Giza, real people who died in astonishment and pain as

Mubarak's thugs took aim at them. There were also, I have

to say, some dark moments.

 

For outside the court, minutes before the start of

proceedings, I found lawyers like Mamdouh al-Taf, who said

that he had been cleared to represent civil victims by the

Ministry of Justice but who had seen with his own eyes, he

said, how his name on the court list had just been deleted

by the Ministry of Interior.

 

There was the father of Hossam Fathi Mohamed Ibrahim,

"martyr at Sehir Square in Alexandria", 18 years old but

younger, in a red pullover in the picture his father held

in his hand. "Why can't he be represented by his lawyer in

this court?" he asked me. No wonder the first questions

shouted at Judge Refaat came from the men and women

representing the civilian dead and wounded. "Why are there

more lawyers representing the defendants in this court

than there are representing the victims?" a female lawyer

demanded to know. Good point.

 

Poor old ex-interior minister Habib al-Adli, blue-suited

and ignored by Gamal and Alaa Mubarak - who sometimes

appeared to be deliberately standing in the way of the

Egyptian cameras so that their father was censored from

the frame - hovered on his side of the cage to receive yet

more charges of corruption and violence. He has already

received a sentence of 12 years and, in his drab blue

uniform - a contrast to the virginal white of the Mubaraks

(Hosni kept clutching a white sheet around his throat) -

appeared a pathetic figure behind the iron bars and wire

mesh of the court prison cage. Long ago, I asked him for

an interview to discuss his business affairs - and was

told I would be arrested if I asked again.

 

"I deny everything," declared Alaa. "I deny all the

charges," announced Gamal. There was even a demand to

subpoena Field Marshal Mohamed Tantawi, the military ruler

of present-day Egypt (and old pal of Mubarak) to court.

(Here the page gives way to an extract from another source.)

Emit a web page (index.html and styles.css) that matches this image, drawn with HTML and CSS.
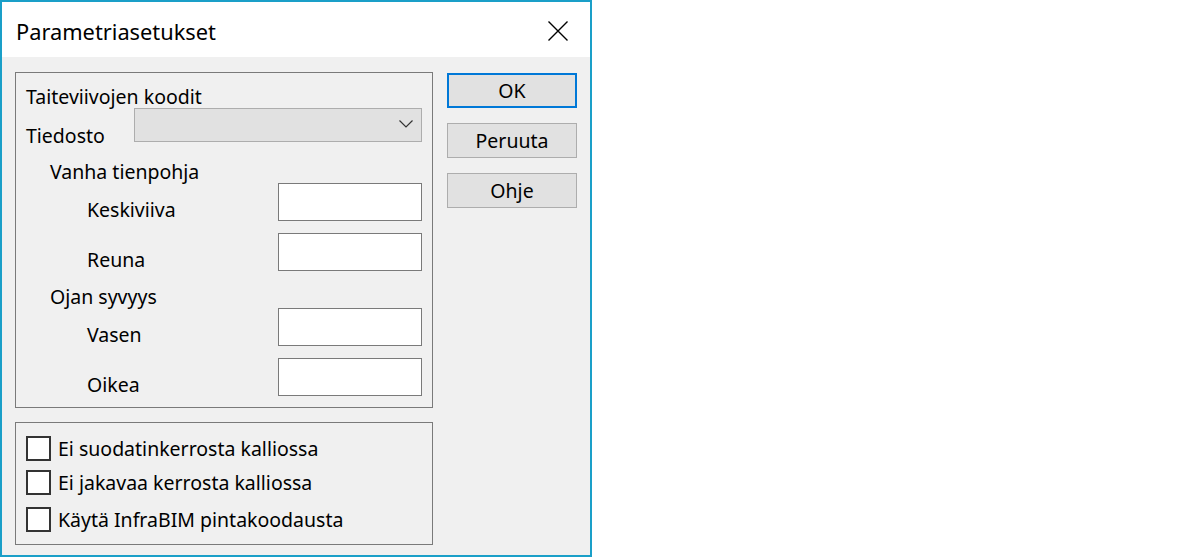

Now this was surely taking things too far. From Damascus

and Amman and Rabat and Manama and Riyadh, of course,

there was silence. And, strange to say, not a word from

Washington, whose old chum Hosni now faces (in theory) a

death sentence. Perhaps Foggy Bottom also has its poisoned

wells.

 

The accused...

 

1. Hosni Mubarak

 

The former president is accused of conspiring in the

premeditated murder and the attempted murder of

protesters. Accused of corruption in accepting gifts to

facilitate a land deal, and in relation to a natural-gas

export deal.

 

2. Gamal Mubarak

 

A senior party figure with an eye on the presidency, Gamal

is charged along with his father with land-deal

corruption. It is claimed they accepted five villas worth

$7m from a businessman and in return sweetened a

real-estate deal in the resort of Sharm el-Sheikh.

 

3. Alaa Mubarak

 

Better liked by the public and said to have attempted to

moderate his brother Gamal's instincts, Alaa is also

included in the corruption charge.

 

4. Habib al-Adly

 

Hosni Mubarak's security chief and former interior

minister, he is also included in the accusations of murder

and attempted murder during the Egyptian uprising.

 

Six other senior policeman face the same charges.